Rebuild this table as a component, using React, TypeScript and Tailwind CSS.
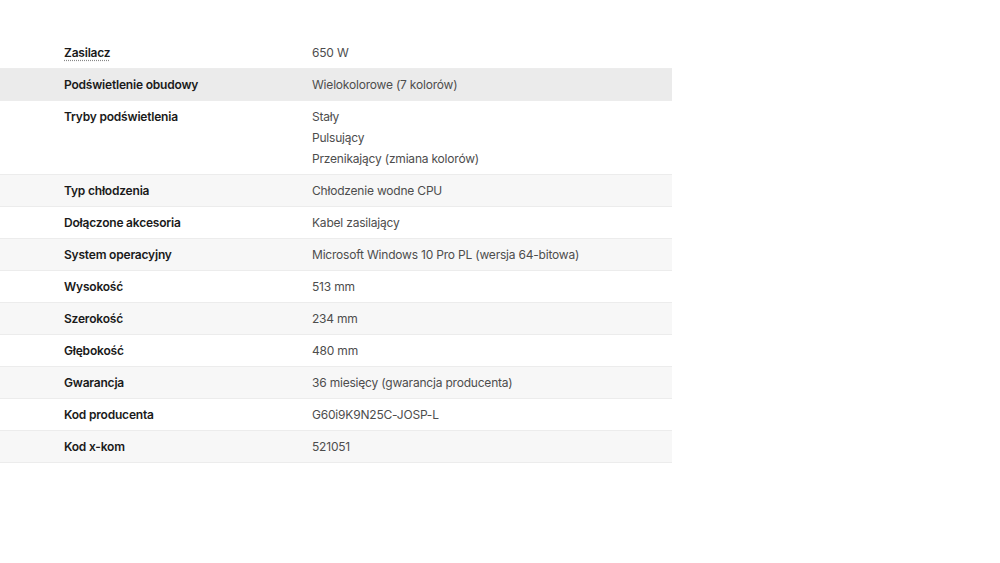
const rows: { label: string; values: string[]; dotted?: boolean }[] = [
  { label: 'Zasilacz', values: ['650 W'], dotted: true },
  { label: 'Podświetlenie obudowy', values: ['Wielokolorowe (7 kolorów)'] },
  { label: 'Tryby podświetlenia', values: ['Stały', 'Pulsujący', 'Przenikający (zmiana kolorów)'] },
  { label: 'Typ chłodzenia', values: ['Chłodzenie wodne CPU'] },
  { label: 'Dołączone akcesoria', values: ['Kabel zasilający'] },
  { label: 'System operacyjny', values: ['Microsoft Windows 10 Pro PL (wersja 64-bitowa)'] },
  { label: 'Wysokość', values: ['513 mm'] },
  { label: 'Szerokość', values: ['234 mm'] },
  { label: 'Głębokość', values: ['480 mm'] },
  { label: 'Gwarancja', values: ['36 miesięcy (gwarancja producenta)'] },
  { label: 'Kod producenta', values: ['G60i9K9N25C-JOSP-L'] },
  { label: 'Kod x-kom', values: ['521051'] },
];

export default function App() {
  return (
    <div className="w-[1000px] h-[563px] bg-white pt-[37px] font-['Inter',sans-serif] text-[12px]">
      <div className="w-[672px]">
        {rows.map((row, i) => (
          <div
            key={row.label}
            className={
              'flex border-b border-[#ececec] py-[5px] ' +
              (i === 1 ? 'bg-[#ebebeb]' : i % 2 === 1 ? 'bg-[#f7f7f7]' : 'bg-white')
            }
          >
            <div className="w-[312px] shrink-0 pl-[64px] leading-[21px] font-semibold text-[#1a1a1a] tracking-[-0.2px]">
              {row.dotted ? (
                <span className="underline decoration-dotted decoration-[#888] underline-offset-[3px]">{row.label}</span>
              ) : (
                row.label
              )}
            </div>
            <div className="flex flex-col leading-[21px] text-[#4d4d4d] tracking-[-0.2px]">
              {row.values.map((v) => (
                <span key={v}>{v}</span>
              ))}
            </div>
          </div>
        ))}
      </div>
    </div>
  );
}
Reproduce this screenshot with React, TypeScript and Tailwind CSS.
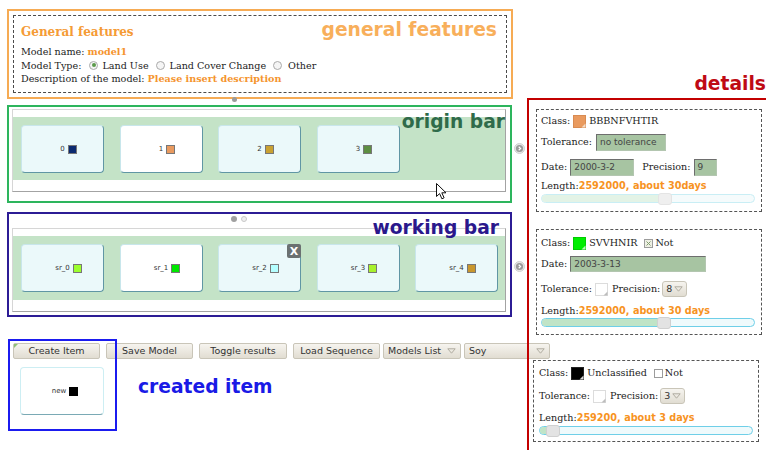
::::::::::
§ **What the task requires**:
Would you mind returning each entry above word for word, skipping the images?

§ **Response to this task**:
Rebuild this table as a component, using React, TypeScript and Tailwind CSS.
const rows: { label: string; values: string[]; dotted?: boolean }[] = [
  { label: 'Zasilacz', values: ['650 W'], dotted: true },
  { label: 'Podświetlenie obudowy', values: ['Wielokolorowe (7 kolorów)'] },
  { label: 'Tryby podświetlenia', values: ['Stały', 'Pulsujący', 'Przenikający (zmiana kolorów)'] },
  { label: 'Typ chłodzenia', values: ['Chłodzenie wodne CPU'] },
  { label: 'Dołączone akcesoria', values: ['Kabel zasilający'] },
  { label: 'System operacyjny', values: ['Microsoft Windows 10 Pro PL (wersja 64-bitowa)'] },
  { label: 'Wysokość', values: ['513 mm'] },
  { label: 'Szerokość', values: ['234 mm'] },
  { label: 'Głębokość', values: ['480 mm'] },
  { label: 'Gwarancja', values: ['36 miesięcy (gwarancja producenta)'] },
  { label: 'Kod producenta', values: ['G60i9K9N25C-JOSP-L'] },
  { label: 'Kod x-kom', values: ['521051'] },
];

export default function App() {
  return (
    <div className="w-[1000px] h-[563px] bg-white pt-[37px] font-['Inter',sans-serif] text-[12px]">
      <div className="w-[672px]">
        {rows.map((row, i) => (
          <div
            key={row.label}
            className={
              'flex border-b border-[#ececec] py-[5px] ' +
              (i === 1 ? 'bg-[#ebebeb]' : i % 2 === 1 ? 'bg-[#f7f7f7]' : 'bg-white')
            }
          >
            <div className="w-[312px] shrink-0 pl-[64px] leading-[21px] font-semibold text-[#1a1a1a] tracking-[-0.2px]">
              {row.dotted ? (
                <span className="underline decoration-dotted decoration-[#888] underline-offset-[3px]">{row.label}</span>
              ) : (
                row.label
              )}
            </div>
            <div className="flex flex-col leading-[21px] text-[#4d4d4d] tracking-[-0.2px]">
              {row.values.map((v) => (
                <span key={v}>{v}</span>
              ))}
            </div>
          </div>
        ))}
      </div>
    </div>
  );
}
Reproduce this screenshot with React, TypeScript and Tailwind CSS.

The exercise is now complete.